28th April 2022

English Heritage Interpretation Panel scheme

The existing metal panels date back some 30 years, only four remain and are in poor condition.  It is impossible to make visual sense of the site or understand it as the magnificent Abbey it once was. So it falls to English Heritage, as the site’s guardian, to take the lead in providing new site interpretation.

The Abbey Heritage Partnership’s Interpretation Working Group first met in January 2021 and has been working closely with Jessica Freeland (English Heritage Interpretation Manager – free sites) on this project to provide a new set of interpretation panels for the Abbey, this summer.

Aluminium plaque from many years ago

Scope of the Interpretation

The existing panels, which include a small tactile model, focus almost entirely on interpreting the buildings. However, they do not do this in any impressive or convincing way: the reconstructions are small-scale line drawings, indistinct and not at all accurate.
The site is large and complex, with lots of different areas. Unlike many of our monastic sites, the abbey remains lack visual coherence; the site is dominated by the modern cathedral, and by the 20C landscaping and trees, which get in the way of any real grasp of how the abbey buildings were laid out, let alone what they looked like. The interpretation will have a big job to do, just in filling this basic visual, interpretive gap. However, as the Bury Heritage Partnership’s Conservation Plan and Heritage Assessment document point out, much of the site’s historic significance resides elsewhere – in the documentary sources, its history, and place in national and local history.

A new English Heritage guidebook is planned to follow after the installation of the panels.

The Audience and Visitors

The monastic ruins at Bury are within a public park, much used by the town, with visitor numbers, estimated at over 1m a year. This apparently makes the Abbey Gardens the 5th most-visited free historic site in the UK, after the free national museums in London. This would probably make it English Heritage’s most-visited free site, and second most-visited site after Stonehenge. However, it should be pointed that many of the visitors are there, primarily, to visit a public park.
A large part of the audience is family groups with children. However, there is a high degree of awareness and sense of local ownership of the abbey ruins at Bury, and the interpretation needs to respond to this, conveying the former grandeur of the abbey and its historic significance.

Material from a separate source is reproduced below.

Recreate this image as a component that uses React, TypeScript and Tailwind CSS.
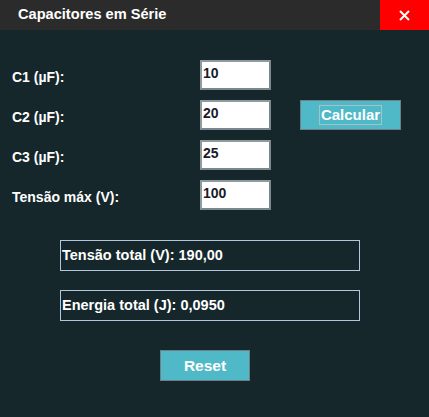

Position and Sequence of the panels.

The number and location of panels have been considered at length. There are locations for 13 panels, agreed with the Abbey Heritage Interpretation Working Group.
Most visitors to the Abbey remains probably enter via the Abbey Gate from the Market Place. However, there are several other potential access points. No fixed sequence for the panels is possible, and it should be possible to read each panel in isolation.

Graphics – Maps and Plans

Our knowledge of the Abbey’s layout is good: the excellent general plan of the buildings and precinct produced in 1952 by Arthur Whittingham has not been seriously challenged. This can certainly form the basis for re-drawn plans of the Abbey buildings. There are areas of the precinct which are not clearly understood, and buildings whose plan is not known in full, but in general, these are relatively minor parts of the complex, and do not present a major problem for the present project.
English Heritage have commissioned a new survey of the site, and will be producing new and accurate site graphics based on these.
Several panels will have a small vignette plan and the visitor’s location shown, ‘You are Here’.

The blue and yellow colour scheme reflects those associated with Saint Edmund.

A glimpse of what the English Heritage Interpretation Panels may look like from some of the draft designs

Graphics – Reconstruction Drawings

A major feature of the English Heritage project will be the new reconstruction drawings of the Abbey church, together with a detailed aerial view of the whole monastic complex. A few reconstruction drawings have been produced in the past, but they are very inaccurate, and not at all convincing-looking. Furthermore, there are no reconstructions of the abbey church interior.
For this reason, English Heritage have undertaken an archaeological reconstruction of the Abbey church, based on a new survey of the standing remains, historic images, architectural stonework in historic collections, and comparative evidence. This involves the preparation of a 3D digital of the abbey church, modelled inside and out. This first attempt to reconstruct the church has academic significance, and also has potential for further interpretation on websites.
The reconstruction of the rest of the monastic buildings will be less detailed for reasons of time, the much thinner evidence available. The 3D digital model for this could be developed further in the future, but the funds would have to be come from other sources.
English Heritage have commissioned some reconstructions from a well-known digital artist, Bob Marshall, providing detailed 3D digital frameworks.

Extra funding for the reconstruction images was provided by Bury St Edmunds Town Council

Content per panel

The panels will be in landscape format,  presented as lecterns.    The text has been treated very economically.   The panels may include, as standard elements:

  • A main image, with a main panel of c. 00 words of text.     Possibly a secondary image relating to this.
  • A feature box,  to highlight a related topic,  with one or two images. c.  50-70 words
  • A small plan and the visitor’s location shown.